As soon as war had been declared between France and Spain the promoters of the French colonization schemes that had modestly begun to materialize along southern coast of the American continent, embraced this opportunity to attack the Spanish settlements in Florida. On the fourteenth of May, 1718, Bienville, the brother and successor of the famous d'Iberville, arrived at Pensacola and in the name of the French king demanded the capitulation of the town. Unprepared for such an eventuality and unable to resist superior forces, D. Juan Pedro Metamores, the governor of Pensacola, surrendered and the garrison left with all honors of war. They were transported in French vessels to Havana. But already on this involuntary voyage Metamores was considering measures of retaliation. When the French vessels Toulouse and Mareschal de Villars reached Cuba and landed the prisoners, they were seized by the Governor of Havana, who on learning of the disaster at Pensacola decided upon its recapture. A fleet consisting of one Spanish warship, nine brigantines and the two French vessels was quickly made ready and Metamores with his captured troops embarked for Pensacola. On the sixth of August he entered the harbor with the French vessels flying the French colors as decoys. The French commander refused to surrender and a cannonade began. Then the French demanded an armistice which was followed by the exchange of more shots and finally the garrison of one hundred men marched out, also with honors of war, under the command of Chateaugue. They were sent to Havana and were to be transported to Spain, but in the meantime were imprisoned in Morro castle. Metamores resumed his governorship of Pensacola.
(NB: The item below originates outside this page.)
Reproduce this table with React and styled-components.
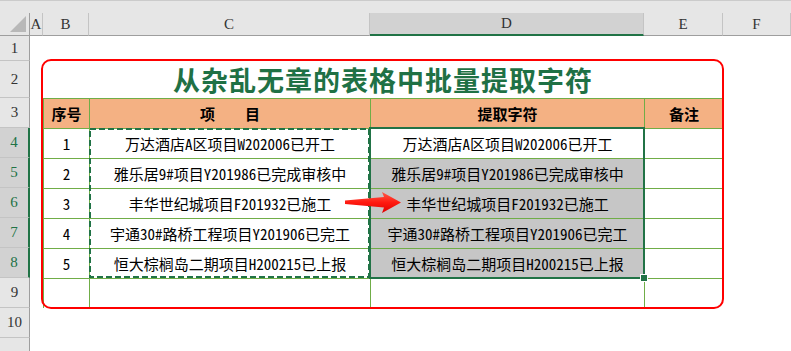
import React from 'react';
import styled, { createGlobalStyle } from 'styled-components';

const GlobalStyle = createGlobalStyle`
  html, body {
    margin: 0;
    padding: 0;
    background: #ffffff;
  }
`;

const GREEN_LINE = '#70ad47';
const EXCEL_GREEN = '#217346';
const HEAD_BG = '#e6e6e6';
const HEAD_SEL = '#d2d2d2';
const CELL_FONT = '"Noto Sans Mono CJK SC", "Noto Sans CJK SC", sans-serif';

const Sheet = styled.div`
  position: relative;
  width: 791px;
  height: 351px;
  overflow: hidden;
  display: grid;
  grid-template-columns: 30px 13px 46px 281px 274px 79px 68px;
  grid-template-rows: 13px 23px 25px 37px repeat(9, 30px);
  background: #ffffff;
`;

const TopStrip = styled.div`
  grid-column: 1 / -1;
  background: ${HEAD_BG};
  border-top: 1px solid #cbcbcb;
`;

const Corner = styled.div`
  background: ${HEAD_BG};
  border-right: 1px solid #9e9e9e;
  border-bottom: 1px solid #9e9e9e;
  display: flex;
  align-items: flex-end;
  justify-content: flex-end;
  padding: 0 3px 3px 0;
`;

const ColHead = styled.div`
  background: ${({ $active }) => ($active ? HEAD_SEL : HEAD_BG)};
  border-right: 1px solid #c4c4c4;
  border-bottom: ${({ $active }) => ($active ? `2px solid ${EXCEL_GREEN}` : '1px solid #9e9e9e')};
  display: flex;
  align-items: center;
  justify-content: center;
  font-family: "Liberation Serif", serif;
  font-size: 15px;
  color: #333333;
  box-sizing: border-box;
`;

const RowHead = styled.div`
  background: ${({ $active }) => ($active ? HEAD_SEL : HEAD_BG)};
  border-bottom: 1px solid #c4c4c4;
  border-right: ${({ $active }) => ($active ? `2px solid ${EXCEL_GREEN}` : '1px solid #9e9e9e')};
  display: flex;
  align-items: center;
  justify-content: center;
  font-family: "Liberation Serif", serif;
  font-size: 15px;
  color: ${({ $active }) => ($active ? EXCEL_GREEN : '#333333')};
  box-sizing: border-box;
`;

const Blank = styled.div`
  background: #ffffff;
`;

const TitleCell = styled.div`
  grid-column: span 4;
  display: flex;
  align-items: center;
  justify-content: center;
  font-family: "Noto Sans CJK SC", sans-serif;
  font-weight: 700;
  font-size: 27px;
  letter-spacing: 1px;
  color: #1f7145;
`;

const TableCell = styled.div`
  box-sizing: border-box;
  border-left: 1px solid ${GREEN_LINE};
  border-top: 1px solid ${GREEN_LINE};
  background: ${({ $fill }) => $fill || '#ffffff'};
  display: flex;
  align-items: center;
  justify-content: center;
  font-family: ${CELL_FONT};
  font-size: 15px;
  font-weight: ${({ $bold }) => ($bold ? 700 : 400)};
  color: #000000;
  white-space: pre;
`;

const RedFrame = styled.div`
  position: absolute;
  left: 41px;
  top: 59px;
  width: 683px;
  height: 250px;
  box-sizing: border-box;
  border: 2.5px solid #ff0000;
  border-radius: 10px;
  pointer-events: none;
`;

const Selection = styled.div`
  position: absolute;
  left: 369px;
  top: 127px;
  width: 276px;
  height: 152px;
  box-sizing: border-box;
  border: 2px solid ${EXCEL_GREEN};
  pointer-events: none;
`;

const FillHandle = styled.div`
  position: absolute;
  left: 640px;
  top: 274px;
  width: 6px;
  height: 6px;
  background: ${EXCEL_GREEN};
  border: 1px solid #ffffff;
`;

const Overlay = styled.svg`
  position: absolute;
  overflow: visible;
  pointer-events: none;
`;

const items = [
  { no: '1', src: '万达酒店A区项目W202006已开工' },
  { no: '2', src: '雅乐居9#项目Y201986已完成审核中' },
  { no: '3', src: '丰华世纪城项目F201932已施工' },
  { no: '4', src: '宇通30#路桥工程项目Y201906已完工' },
  { no: '5', src: '恒大棕榈岛二期项目H200215已上报' },
];

const cols = ['A', 'B', 'C', 'D', 'E', 'F'];

function SheetRow({ n, active, children }) {
  return (
    <>
      <RowHead $active={active}>{n}</RowHead>
      {children}
    </>
  );
}

export default function App() {
  return (
    <>
      <GlobalStyle />
      <Sheet>
        <TopStrip />
        <Corner>
          <svg width="16" height="16" viewBox="0 0 16 16">
            <polygon points="16,0 16,16 0,16" fill="#b8b8b8" />
          </svg>
        </Corner>
        {cols.map((c) => (
          <ColHead key={c} $active={c === 'D'}>{c}</ColHead>
        ))}

        <SheetRow n={1}>
          {cols.map((c) => <Blank key={c} />)}
        </SheetRow>

        <SheetRow n={2}>
          <Blank />
          <TitleCell>从杂乱无章的表格中批量提取字符</TitleCell>
          <Blank />
        </SheetRow>

        <SheetRow n={3}>
          <Blank />
          <TableCell $fill="#f4b183" $bold>序号</TableCell>
          <TableCell $fill="#f4b183" $bold>项　　目</TableCell>
          <TableCell $fill="#f4b183" $bold>提取字符</TableCell>
          <TableCell $fill="#f4b183" $bold>备注</TableCell>
          <Blank />
        </SheetRow>

        {items.map((it, i) => (
          <SheetRow key={it.no} n={i + 4} active>
            <Blank />
            <TableCell>{it.no}</TableCell>
            <TableCell>{it.src}</TableCell>
            <TableCell $fill={i > 0 ? '#c6c6c6' : undefined}>{it.src}</TableCell>
            <TableCell />
            <Blank />
          </SheetRow>
        ))}

        <SheetRow n={9}>
          <Blank />
          <TableCell />
          <TableCell />
          <TableCell />
          <TableCell />
          <Blank />
        </SheetRow>

        <SheetRow n={10}>
          {cols.map((c) => <Blank key={c} />)}
        </SheetRow>
        {/* row 11 starts at the bottom edge; its label falls outside the view */}
        <SheetRow>
          {cols.map((c) => <Blank key={c} />)}
        </SheetRow>

        <Overlay style={{ left: 89, top: 128 }} width="282" height="151">
          <rect x="1" y="1" width="279" height="148" fill="none"
            stroke={EXCEL_GREEN} strokeWidth="2" strokeDasharray="6 3" />
        </Overlay>
        <Selection />
        <FillHandle />
        <RedFrame />
        <Overlay style={{ left: 345, top: 192 }} width="56" height="21">
          <defs>
            <linearGradient id="arrowFill" x1="0" y1="0" x2="0" y2="1">
              <stop offset="0" stopColor="#ff5a4a" />
              <stop offset="0.5" stopColor="#ff1a10" />
              <stop offset="1" stopColor="#e00000" />
            </linearGradient>
          </defs>
          <polygon points="0,8.5 39,5 37,0 56,10.5 37,21 39,15.5 0,12"
            fill="url(#arrowFill)" />
        </Overlay>
      </Sheet>
    </>
  );
}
But in September Bienville, the brother of Chateaugue, assisted by a French fleet under Champmeslin, with a large force of Canadians and Indians, attacked Pensacola once more. Metamores was defeated and with some of his Spanish troops sent to Havana to be exchanged for the French prisoners held there since August. The remaining Spaniards were sent to France as prisoners of war. It seems from the records of the historian Blanchet that Governor Guazo in the following year made an attempt to reconquer Pensacola. He sent an expedition of fourteen ships and nine hundred men under the command of D. Esteban de Berroa, who succeeded in taking the place. But in the further course of the engagement between the two forces, the French regained possession and defeated the Cubans, many of whom were made prisoners and sent to Spain.
Of Governor Guazo's efforts to improve the fortifications of Havana, an inscription on the inner side of the gate of Tierra bears witness. It reads:
Reynando La Majesdad Catolica del Senor Felipe V. Rey de las Espanas y Siendo Gobernador de Esta Ciudad, E Isla de Cuba El Brigadier de los Reales Exercitos D. Gregorio Guazo Calderon Fernandez de la Vega, Caballero del Orden de Santiago. Ano De 1721.
In the reign of His Catholic Majesty Philip V. King of the Spains, and when the Governor of this town and island of Cuba was the Brigadier of the royal armies D. Gregorio Guazo Calderon Fernandez de la Vega, Knight of the Order of Saint James. In the year 1721.
CHAPTER XXVII
The wonderful impetus which the discoverers and explorers of Spain gave to the spirit of adventure by opening to the world the gates of a new and strange world, promptly began to bear fruit among those nations who had always been daring navigators. Young men with no ties, either of family or profession, to hold them, were suddenly fired with the desire to see the new continent which the genius of Columbus and his associates had brought within their reach, and set out in quest of what promised to be a precious new experience. Most of these men were fairly well educated and sensed the importance of all these enterprises. They set out as eager observers and they did not fail to record their observations and impressions in the frank and unadorned manner of unsophisticated onlookers. Some kept a daily record of their experiences, others jotted down what seemed to them the most striking incidents; still others embodied their reflections on what they had seen and heard in letters that were sent home whenever an occasion presented itself.
Out of this great mass of personal records of travel in the New World a number stand out as deserving of more than passing notice, and though a careful perusal of these books shows a tendency on the part of some authors to repeat what they had heard or read in the reports of their predecessors, there is something worth noting in every individual volume. Among the writers who were evidently the source from which many authors drew to corroborate and complete their personal observations is Tordesillas Herrera, his Spanish Majesty's Chief Chronicler, traces of whose "Description of the West Indies," which was translated into Dutch, English, French and other languages are found in many books. The writings of that worthy prelate and Champion of the Indians, Bartolomeo de Las Casas, have also been drawn upon by many writers. Almost amusing in the light of later day events, is a copiously illustrated little book in which a pious German translator dwells with unctuous self-righteousness on the cruelties practised by the Spaniards upon the natives of the islands.